I mean they're probably fucking better than the unholy helicopter, to be honest. I'd probably like to see more research generally into hybrid airships, they're kinda sick. I dunno, I mean, on one hand, if we're all constantly complaining about jet fuel consumption being such a big issue, but still want air travel to be a thing, that seems like a pretty good method even if it's slower by some order of magnitude. I might be wrong on that, though, who knows, maybe the tradeoff is worth it, maybe big intercontinental ships are more efficient. Maybe there's some mass market hydrolysis rocket fuel jet idea, that someone might propose, and then it would get used as a way to greenwash basically what would be a normal jet that just runs on hydrogen derived from natural gas.
Somebody else said they could be a good alternative to cargo ships, which may or may not be the move over land, but I dunno, still probably trains beat them out on that 99 times outta 100.
I dunno, maybe if we get graphene, we'll be able to make the big vacuum bubble airships, and that would be really cool, but if we have graphene then we've kinda won a lot of other cool things too, so that's maybe one of the lesser theoretical technologies. Or maybe aluminum solves this?

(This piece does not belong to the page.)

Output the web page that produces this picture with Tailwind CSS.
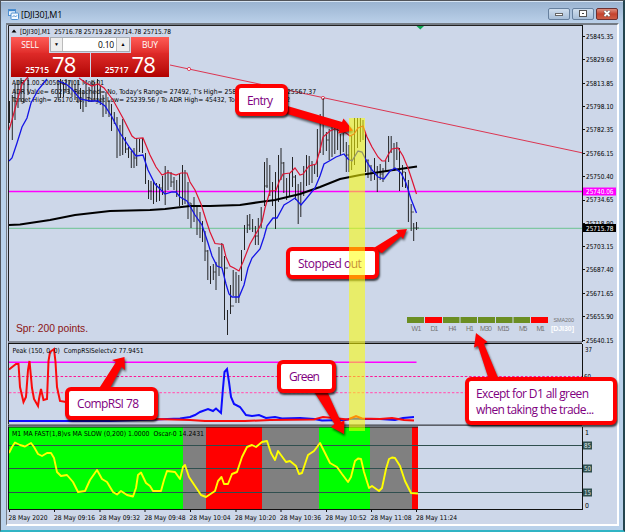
<!DOCTYPE html>
<html lang="en">
<head>
  <meta charset="UTF-8" />
  <meta name="viewport" content="width=device-width,initial-scale=1.0" />
  <title>[DJI30],M1</title>
  <script src="https://cdn.jsdelivr.net/npm/@tailwindcss/browser@4"></script>
</head>
<body class="w-[625px] h-[532px] overflow-hidden bg-[#2b3038] font-['DejaVu_Sans_Condensed','DejaVu_Sans',sans-serif] text-black">
  <div class="relative w-[625px] h-[532px] flex flex-col border-t border-l border-[#51545a] bg-[#b9d1ea] border-r-2 border-r-[#24454f] border-b-2 border-b-[#30b4c4]">

    <!-- title bar -->
    <header class="h-[22px] shrink-0 flex items-center pl-[7px] pr-[5px] bg-linear-to-b from-[#9bb4d1] to-[#bad0e9] border-t border-[#d6e4f3]">
      <svg class="w-[11px] h-[11px] mt-[3px]" viewBox="0 0 11 11">
        <rect x=".5" y=".5" width="7" height="6" fill="#eaf4ff" stroke="#4e8fd0"/>
        <path d="M1 1.5H7" stroke="#3c83cc" stroke-width="1.4"/>
        <rect x="3" y="4" width="7.5" height="6.5" rx="1" fill="#f4f9ff" stroke="#4e8fd0"/>
        <path d="M4.5 8L6 6.5L7.5 8L9 6.3" fill="none" stroke="#4e8fd0"/>
      </svg>
      <h1 class="ml-[2px] mt-[3px] text-[9px] leading-none font-['Open_Sans',sans-serif] tracking-[-0.2px]">[DJI30],M1</h1>
      <div class="ml-auto mt-[2px] flex gap-[2px]">
        <div class="w-[22px] h-[12px] rounded-[2px] border border-[#66809e] bg-linear-to-b from-[#cfdeee] to-[#a7bed8] flex items-center justify-center">
          <span class="w-[8px] h-[3px] mt-[2px] bg-white border border-[#666]"></span>
        </div>
        <div class="w-[22px] h-[12px] rounded-[2px] border border-[#66809e] bg-linear-to-b from-[#cfdeee] to-[#a7bed8] flex items-center justify-center">
          <span class="w-[6px] h-[5px] border-2 border-white outline outline-[#555] bg-[#444]"></span>
        </div>
        <div class="w-[22px] h-[12px] rounded-[2px] border border-[#6d3030] bg-linear-to-b from-[#dc8c7c] via-[#c5422d] to-[#cc5d45] flex items-center justify-center">
          <svg class="w-[8px] h-[7px]" viewBox="0 0 8 7"><path d="M1.5 1L6.5 6M6.5 1L1.5 6" stroke="#555" stroke-width="3"/><path d="M1.5 1L6.5 6M6.5 1L1.5 6" stroke="#fff" stroke-width="1.8"/></svg>
        </div>
      </div>
    </header>

    <!-- chart client area -->
    <main class="ml-[5px] w-[613px] h-[503px] shrink-0 border-l border-t-2 border-[#747b84] border-r-2 border-r-white border-b-2 border-b-white bg-[#cdd7e9] flex">
      <div class="w-[575px] shrink-0 flex flex-col">

        <!-- price pane, x 7..582, y 25..343 -->
        <svg class="block w-[575px] h-[319px] shrink-0" viewBox="7 25 575 319">
          <path d="M8.500 344V25.500H582" fill="none" stroke="#222"/>
          <path d="M416.500 26H424L420.300 29.500Z" fill="#0fa551"/>
          <path d="M170 65L583 153" stroke="#dc2340" stroke-width=".9"/>
          <g fill="#fff" stroke="#dc2340" stroke-width=".8"><circle cx="189" cy="69" r="1.600"/><circle cx="323" cy="98" r="1.600"/></g>
          <path d="M9 191.500H582" stroke="#f0f" stroke-width="1.300"/>
          <path d="M9 228.300H582" stroke="#6cc391"/>
          <g fill="#000" font-size="6.900">
            <path d="M11.500 32.500L14 29.500L16.500 32.500Z"/>
            <text x="20" y="33.500" textLength="151" lengthAdjust="spacingAndGlyphs">[DJI30],M1&#160; 25716.78 25719.28 25714.78 25715.78</text>
            <text x="12" y="84.700" textLength="92" lengthAdjust="spacingAndGlyphs">ADR 1.00.20050427.01 Mod 01</text>
            <text x="12" y="93.700" textLength="304" lengthAdjust="spacingAndGlyphs">ADR Value= 60273, Reached= No, Today's Range= 27492, T's High= 25845.14, T's Low= 25567.37</text>
            <text x="12" y="102.200" textLength="278" lengthAdjust="spacingAndGlyphs">Target High= 26170.10, Target Low= 25239.56 / To ADR High= 45432, To ADR Low= 32782</text>
          </g>
          <!-- high/low bars -->
          <path fill="none" stroke="#111" stroke-width=".9" d="M9.500 101V123M12.300 95V140M15 84V120M18 80V108M21 78V102M24 80V103M28 78V95M58 80V98M60.500 79V98M63.500 82V97M66 79V93M69 80V94M72 80V97M75 84V100M78 80V103M80.500 88V109M83 90V112M86 84V107M89 87V102M92 80V102M94.700 82V101M97.500 79V102M100.300 85V105M103 95V117M106 92V114M109 100V117M111.500 104V131M114.300 112V124M117 117V158M120 125V156M122.700 119V155M125.500 137V153M128.500 147V158M131.300 151V168M134 148V168M136.700 138V166M139.500 139V152M142.500 138V153M145.500 153V184M148.500 180V199M151 181V200M153.500 181V204M156.500 183V202M159.500 184V201M162.500 176V195M165.200 166V205M168 170V190M171 172V187M174 177V190M176.700 180V197M179.500 174V206M182.500 165V205M185 170V204M188 182V219M191 203V228M194 197V222M197 206V235M200 212V238M202.500 221V242M205 231V261M207.800 250V280M210.500 266V284M213.300 264V280M216 262V290M219 247V276M221.800 243V267M224.500 256V320M227.500 310V335M230.500 285V314M233.200 270V296M236 272V303M238.800 275V303M241.500 250V281M244.500 225V250M247.300 215V233M249.800 214V230M252.600 219V232M255.400 226V245M258.300 218V245M261.200 207V228M264.500 162V206M267 158V188M269.800 165V196M272.500 182V206M275.500 172V229M278.500 155V202M281 148V180M283.800 162V193M286.600 178V200M289.500 173V196M292.500 157V187M295.500 175V200M298.200 184V224M300.800 182V217M303.700 166V196M306.500 155V186M309.200 156V185M312 161V183M314.600 164V174M317.400 129V177M320.200 114V153M323.200 98V155M326.400 132V151M329.200 129V160M332 125V157M334.800 127V154M337.600 128V150M340.400 134V155M343.300 133V152M346.300 142V172M349 145V172M351.600 136V170M354.500 118V165M357.500 118V148M360.400 118V142M363 120V140M365.500 132V172M368 160V178M371 165V181M374.500 158V180M377.300 166V192M380.200 164V180M383 168V182M385.700 160V172M388.600 136V162M391.200 136V153M394 143V171M396.800 142V160M399.500 148V191M402.500 165V187M405.500 172V188M408.400 180V222M411.200 204V231M413.700 223V241M416.500 222V230"/>
          <path fill="none" stroke="#333" stroke-width=".8" d="M126 149H129M134 158H137M149 191H152M160 188H163M171 182H174M188 203H191M205 251H208M213 272H216M225 268H228M231 306H234M247 225H250M255 236H258M265 186H268M281 163H284M292 177H295M326 140H329M346 155H349M366 160H369M380 174H383M402 172H405M411 212H414M414 228H419"/>
          <polyline fill="none" stroke="#000" stroke-width="2.100" points="9,225 20,224.500 50,220 75,215 110,211 150,210 165,209 190,206 210,206 240,205 260,202 275,200 300,194 320,187 340,179 360,175 380,172 400,169 417,166.500"/>
          <g fill="none" stroke="#dc1432" stroke-width="1.200">
            <polyline points="9,130 12,120 18,98 22,84 28,77"/>
            <polyline points="79,78 86,83 92,86 98,84 104,88 113,100 124,120 132,136 135,138.500 143,138 150,155 156,167 162,175 168,172.500 176,175 181,173 187,173 190,182 195,190 201,204 206,220 210,232 215,243.500 223,244.500 226,257 230,266 234,268 239,271 243,262 250,244 258,230 262,222 265,208 270,191 276,190.500 279,182 283,174 290,173 295,168 300,175 303,174 309,166 316,164 320,150 323,137 330,131 335,129 340,131 346,133 350,136 354,134 358,128 363,126 367,137 372,147 378,157 382,161 385,161 388,155 392,149 398,148 403,156 408,168 412,180 416.500,194"/>
          </g>
          <g fill="none" stroke="#1414e6" stroke-width="1.300">
            <polyline points="9,161 12,158 17,143 22,127 27,118 31,103 38,90 47,79"/>
            <polyline points="58,81 66,84 72,89 80,99 90,101 98,101 105,106 112,117 120,133 130,148 136,156 143,155 148,170 155,184 161,190 165,194 172,192 176,192 180,197 187,201 195,215 202,225 208,243 212,256 217,266 222,268 226,284 229,294 232,297 239,297 244,285 248,268 252,258 260,249 264,237 267,226 273,218 277,218 284,205 289,202 295,198 301,205 306,199 315,188 320,176 324,164 331,160 336,157 344,154 348,159 352,161 358,151 362,152 367,162 372,170 378,177 384,179 390,171 395,168 401,173 406,183 411,199 416.500,213"/>
          </g>
          <text x="16" y="332" font-size="10.300" fill="#8b1414" textLength="72" class="font-['Liberation_Sans',sans-serif]">Spr: 200 points.</text>
          <!-- timeframe strip -->
          <g fill="#6b8e23">
            <path d="M407 317H424V323H407ZM443 317H459.500V323H443ZM460.500 317H477V323H460.500ZM478 317H495V323H478ZM496 317H512.500V323H496ZM513.500 317H530V323H513.500Z"/>
            <path fill="red" d="M425 317H442V323H425ZM531 317H548V323H531Z"/>
          </g>
          <g font-size="7" fill="#757575" class="font-['Liberation_Sans',sans-serif]">
            <text x="411.500" y="330.500" textLength="10">W1</text><text x="430.500" y="330.500" textLength="8">D1</text>
            <text x="448.500" y="330.500" textLength="8">H4</text><text x="466" y="330.500" textLength="8">H1</text>
            <text x="480" y="330.500" textLength="12">M30</text><text x="497.500" y="330.500" textLength="12">M15</text>
            <text x="519" y="330.500" textLength="8.500">M5</text><text x="536.500" y="330.500" textLength="8.500">M1</text>
            <text x="553.500" y="321.500" font-size="5.500" textLength="20.500">SMA200</text>
            <text x="551" y="330.800" font-size="7" font-weight="bold" fill="#fff" textLength="23">[DJI30]</text>
          </g>
          <path d="M8 342H582" stroke="#858b98" stroke-width="2"/>
          <path d="M8 343.500H582" stroke="#111"/>
        </svg>

        <!-- RSI pane, y 344..426 -->
        <svg class="block w-[575px] h-[82px] shrink-0" viewBox="7 344 575 82">
          <path d="M8.500 344V426" stroke="#222"/>
          <path d="M9 362.300H416.500" stroke="#f0f" stroke-width="1.500"/>
          <path d="M9 376.500H582" stroke="#ff1493" stroke-dasharray="2.500 1.800"/>
          <path d="M9 392.700H582" stroke="#ff64b8" stroke-width="1.200" stroke-dasharray="2.500 1.800"/>
          <polyline fill="none" stroke="#0c0cff" stroke-width="2" points="9,421 110,421 155,419.500 180,418.500 190,417 195,415 200,412 208,409 213,411 216,408.500 221,413 223,388 224.500,372 227,369 229,382 231,397 234,404 240,407 246,415 252,416 259,415 266,418 275,417 282,418.500 300,418 314,419 322,420.500 345,420 352,418.500 365,419 380,419 395,420 403,418 414,417"/>
          <polyline fill="none" stroke="#fb0b0b" stroke-width="2" points="9,369.500 16,364 18.500,364 20,387 23.500,402 26,397 28,370 29.500,361 32,388 34,399 38,406 39,399 41,389 43.500,400 47,399 48.500,361 50,352 54,349 55.500,362 57,387 60,401 66,402"/>
          <polyline fill="none" stroke="#fb0b0b" stroke-width="2" points="110,419.500 156,419 190,420 205,421 245,421 270,420 314,419.500 323,417 333,418 348,419.500 356,416 362,418.500 380,419 392,418 404,420 414,420.500"/>
          <text x="12.500" y="353" font-size="6.900" fill="#000" textLength="131" lengthAdjust="spacingAndGlyphs">Peak (150, 0, 0)&#160; CompRSISelectv2 77.9451</text>
          <path d="M8 424.700H582" stroke="#858b98" stroke-width="1.500"/>
          <path d="M8 426H582" stroke="#111" stroke-width="1.200"/>
        </svg>

        <!-- oscillator pane, y 426..510 -->
        <svg class="block w-[575px] h-[84px] shrink-0" viewBox="7 426 575 84">
          <path fill="#0f0" d="M9 427H183V509H9ZM319 427H370V509H319Z"/>
          <path fill="#808080" d="M183 427H206V509H183ZM262 427H319V509H262ZM370 427H412V509H370Z"/>
          <path fill="red" d="M206 427H262V509H206ZM412 427H418V509H412Z"/>
          <path d="M9 445.500H582M9 468.500H582M9 492.500H582" stroke="#2f4f4f"/>
          <polyline fill="none" stroke="#ff0" stroke-width="1.900" stroke-linejoin="round" points="9,453 12,447 15,442.500 20,445 25,446.500 31,443 34,447 38,454 42,456 47,453 51,453 54,458 57,472 61,476 67,475 73,482 78,492 85,491 90,480 97,470 102,479 107,482 113,492 117,494.500 121,491 127,495 133,496.500 136,488 138,475 141,472.500 146,483 150,486 153,491 161,491 164,480 167,471 175,472 180,479 183,467 185,465 189,477 195,486 201,495 206,497 215,491 218,481 221.500,477 224,484 228,484 232,474 237,472 242,457 247,447 252,445 256,447 262,442 267,441 271,453 275,460 278,451 286,462 290,461 296,466 299,474 302,473 308,455 314,451 320,443 324,451 330,463 337,467 342,474 348,482 351,477 355,461 358,458.500 361,459 364,472 369,488 372,486 379,491 382,488 386,469 389,459 392,457.500 395,458 400,466 405,481 411,493 418,493.500"/>
          <text x="12" y="436.200" font-size="6.900" fill="#000" textLength="192" lengthAdjust="spacingAndGlyphs">M1 MA FAST(1,8)vs MA SLOW (0,200) 1.0000&#160; Oscar-0 14.2431</text>
          <path d="M8.500 426.500V509.500H582M8.500 427H418" fill="none" stroke="#111"/>
        </svg>

        <!-- time axis -->
        <svg class="block w-[575px] h-[14px] shrink-0" viewBox="7 510 575 14">
          <path d="M9.500 510V512M54.500 510V512M100 510V512M145 510V512M190.500 510V512M236 510V512M281 510V512M326.500 510V512M371.500 510V512M416.500 510V512" stroke="#111"/>
          <g font-size="6.700" fill="#000">
            <text x="8.500" y="519.700" textLength="39" lengthAdjust="spacingAndGlyphs">28 May 2020</text><text x="54" y="519.700" textLength="41" lengthAdjust="spacingAndGlyphs">28 May 09:16</text>
            <text x="99" y="519.700" textLength="41" lengthAdjust="spacingAndGlyphs">28 May 09:32</text><text x="144.500" y="519.700" textLength="41" lengthAdjust="spacingAndGlyphs">28 May 09:48</text>
            <text x="189.500" y="519.700" textLength="41" lengthAdjust="spacingAndGlyphs">28 May 10:04</text><text x="235" y="519.700" textLength="41" lengthAdjust="spacingAndGlyphs">28 May 10:20</text>
            <text x="280" y="519.700" textLength="41" lengthAdjust="spacingAndGlyphs">28 May 10:36</text><text x="325.500" y="519.700" textLength="41" lengthAdjust="spacingAndGlyphs">28 May 10:52</text>
            <text x="370.500" y="519.700" textLength="41" lengthAdjust="spacingAndGlyphs">28 May 11:08</text><text x="416" y="519.700" textLength="41" lengthAdjust="spacingAndGlyphs">28 May 11:24</text>
          </g>
        </svg>
      </div>

      <!-- value axis, x 582..617 -->
      <svg class="block w-[35px] h-[499px] shrink-0" viewBox="582 25 35 499">
        <path d="M582.500 25V342M582.500 344V424M582.500 427V510" stroke="#111"/>
        <path d="M583 36.500H585M583 59.500H585M583 83.500H585M583 106.500H585M583 129.500H585M583 153.500H585M583 176.500H585M583 200.500H585M583 223.500H585M583 246.500H585M583 269.500H585M583 293.500H585M583 316.500H585M583 340.500H585" stroke="#111"/>
        <g font-size="6.900" fill="#000">
          <text x="586" y="39" textLength="27.500" lengthAdjust="spacingAndGlyphs">25845.35</text><text x="586" y="62.300" textLength="27.500" lengthAdjust="spacingAndGlyphs">25829.60</text>
          <text x="586" y="85.700" textLength="27.500" lengthAdjust="spacingAndGlyphs">25813.85</text><text x="586" y="109" textLength="27.500" lengthAdjust="spacingAndGlyphs">25798.10</text>
          <text x="586" y="132.300" textLength="27.500" lengthAdjust="spacingAndGlyphs">25782.35</text><text x="586" y="155.700" textLength="27.500" lengthAdjust="spacingAndGlyphs">25766.15</text>
          <text x="586" y="179" textLength="27.500" lengthAdjust="spacingAndGlyphs">25750.40</text><text x="586" y="202.300" textLength="27.500" lengthAdjust="spacingAndGlyphs">25734.65</text>
          <text x="586" y="225.700" textLength="27.500" lengthAdjust="spacingAndGlyphs">25718.90</text><text x="586" y="249" textLength="27.500" lengthAdjust="spacingAndGlyphs">25703.15</text>
          <text x="586" y="272.300" textLength="27.500" lengthAdjust="spacingAndGlyphs">25687.40</text><text x="586" y="295.700" textLength="27.500" lengthAdjust="spacingAndGlyphs">25671.65</text>
          <text x="586" y="319" textLength="27.500" lengthAdjust="spacingAndGlyphs">25655.90</text><text x="586" y="342.500" textLength="27.500" lengthAdjust="spacingAndGlyphs">25640.15</text>
          <path fill="#f0f" d="M583 187.500H616V195.500H583Z"/><text x="586" y="194.200" fill="#fff" textLength="27.500" lengthAdjust="spacingAndGlyphs">25740.06</text>
          <path fill="#000" d="M583 224H616V232H583Z"/><text x="586" y="230.800" fill="#fff" textLength="27.500" lengthAdjust="spacingAndGlyphs">25715.78</text>
          <text x="585" y="351.500" textLength="7" lengthAdjust="spacingAndGlyphs">37</text><text x="584" y="379" textLength="7" lengthAdjust="spacingAndGlyphs">60</text>
          <text x="585" y="434.500">1</text><text x="585" y="508.300">0</text>
          <path fill="#2f4f4f" d="M583 441.500H592V449.500H583ZM583 464.500H592V472.500H583ZM583 488.500H592V496.500H583Z"/>
          <g fill="#dfe8e8"><text x="584" y="448" textLength="7" lengthAdjust="spacingAndGlyphs">85</text><text x="584" y="471" textLength="7" lengthAdjust="spacingAndGlyphs">50</text><text x="584" y="495" textLength="7" lengthAdjust="spacingAndGlyphs">15</text></g>
        </g>
      </svg>
    </main>

    <!-- one-click trading panel -->
    <section class="absolute left-[10px] top-[36px] w-[158px] h-[40px] flex flex-col text-white font-['Open_Sans',sans-serif]">
      <div class="flex h-[16px]">
        <div class="w-[38px] bg-linear-to-b from-[#ff5b55] to-[#e12d2b] text-[8.5px] leading-[15px] text-center tracking-[-0.2px]">SELL</div>
        <div class="flex-1 mx-px mb-px flex bg-white border border-[#a9adb3] text-black">
          <span class="w-[12px] bg-[#eeeeee] border-r border-[#bbb] text-[5px] leading-[12px] text-center">▼</span>
          <span class="flex-1 text-right pr-[2px] text-[8.5px] leading-[13px] tracking-[-0.2px]">0.10</span>
          <span class="w-[13px] bg-[#eeeeee] border-l border-[#bbb] text-[5px] leading-[12px] text-center">▲</span>
        </div>
        <div class="w-[38px] bg-linear-to-b from-[#ff5b55] to-[#e12d2b] text-[8.5px] leading-[15px] text-center tracking-[-0.2px]">BUY</div>
      </div>
      <div class="flex gap-px h-[24px]">
        <div class="flex-1 bg-linear-to-b from-[#df2a28] to-[#b10000] flex items-end justify-center gap-[3px] pb-[4px]">
          <span class="text-[8.5px] leading-[7px] font-semibold tracking-[-0.1px]">25715</span><span class="text-[22px] leading-[17px] tracking-[-1px]">78</span>
        </div>
        <div class="flex-1 bg-linear-to-b from-[#df2a28] to-[#b10000] flex items-end justify-center gap-[3px] pb-[4px]">
          <span class="text-[8.5px] leading-[7px] font-semibold tracking-[-0.1px]">25717</span><span class="text-[22px] leading-[17px] tracking-[-1px]">78</span>
        </div>
      </div>
    </section>

    <!-- callout arrows -->
    <svg class="absolute -left-px -top-px w-[625px] h-[532px] drop-shadow-[1px_2px_1px_rgba(0,0,0,0.6)]" viewBox="0 0 625 532">
      <g fill="red">
        <path d="M284 105L342 122L343.500 118.500L353 130.500L338 133.500L339.500 129.500L284 113Z"/>
        <path d="M372 249L398 233L396 230L407 229L403 239L401 236.500L382 253Z"/>
        <path d="M98 390L116 362L112 360L124.500 357L125 370L121.500 367L109 390Z"/>
        <path d="M313 390L334.500 424L331 427L344 434L344.500 420L341 422L326 389Z"/>
        <path d="M489 380L478 346L474 347.500L476 333L487.500 342L484 344L499 380Z"/>
      </g>
    </svg>
    <!-- callout boxes -->
    <div class="font-['Open_Sans',sans-serif] text-[12px] text-[#800080]">
      <div class="absolute left-[234px] top-[83px] w-[53px] h-[32px] bg-white border-4 border-[red] rounded-[6px] shadow-[1px_2px_2px_rgba(0,0,0,0.7)] pl-[8px] leading-[25px] tracking-[-0.8px]">Entry</div>
      <div class="absolute left-[285px] top-[246px] w-[93px] h-[32px] bg-white border-4 border-[red] rounded-[6px] shadow-[1px_2px_2px_rgba(0,0,0,0.7)] pl-[8px] leading-[25px] tracking-[-0.5px] whitespace-nowrap">Stopped out</div>
      <div class="absolute left-[64px] top-[386px] w-[93px] h-[33px] bg-white border-4 border-[red] rounded-[6px] shadow-[1px_2px_2px_rgba(0,0,0,0.7)] pl-[8px] leading-[25px] tracking-[-0.6px] whitespace-nowrap">CompRSI 78</div>
      <div class="absolute left-[276px] top-[359px] w-[59px] h-[33px] bg-white border-4 border-[red] rounded-[6px] shadow-[1px_2px_2px_rgba(0,0,0,0.7)] pl-[8px] leading-[26px] tracking-[-0.9px]">Green</div>
      <div class="absolute left-[464px] top-[376px] w-[152px] h-[48px] bg-white border-4 border-[red] rounded-[6px] shadow-[1px_2px_2px_rgba(0,0,0,0.7)] pl-[7px] pt-[5px] leading-[15.5px] tracking-[-0.6px] whitespace-nowrap">Except for D1 all green<br>when taking the trade...</div>
    </div>
    <!-- entry time highlight -->
    <div class="absolute left-[348px] top-[117px] w-[16px] h-[313px] bg-[#ffff00]/55"></div>
  </div>
</body>
</html>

I think what I've learned from the domestic train industry in america and from listening to podcasts about supersonic jets in the 50's is that none of this is so much a huge technological issue, as much as it is kind of just a political or purely cultural decision. We could have CRTs again, if we really wanted, or even plasma screens, right, but fuck that, you're getting LCD and LCD derivatives now and you're gonna like it. Maybe one thing or the other is "less efficient", right, but that doesn't actually mean anything. It's like freedom, it's a meta-value, it's a proxy for your actual values. If the thing you value most is like, disseminating durable displays all over the place, at a low cost, with low weight, then you're going to opt for LCDs. But if you were more into video quality or motion clarity or a more optimal contrast ratio, you might very well decide on another approach. If you want to read outside without taking a book, you go with e-ink, you don't go with LCD, you know? If that's your priority, if that's your value, if that's your value as shaped by the context. So just saying that zeppelins are "less efficient" than planes is kind of reliant on like, an unspoken definition of efficiency. It's just a simple matter of priorities.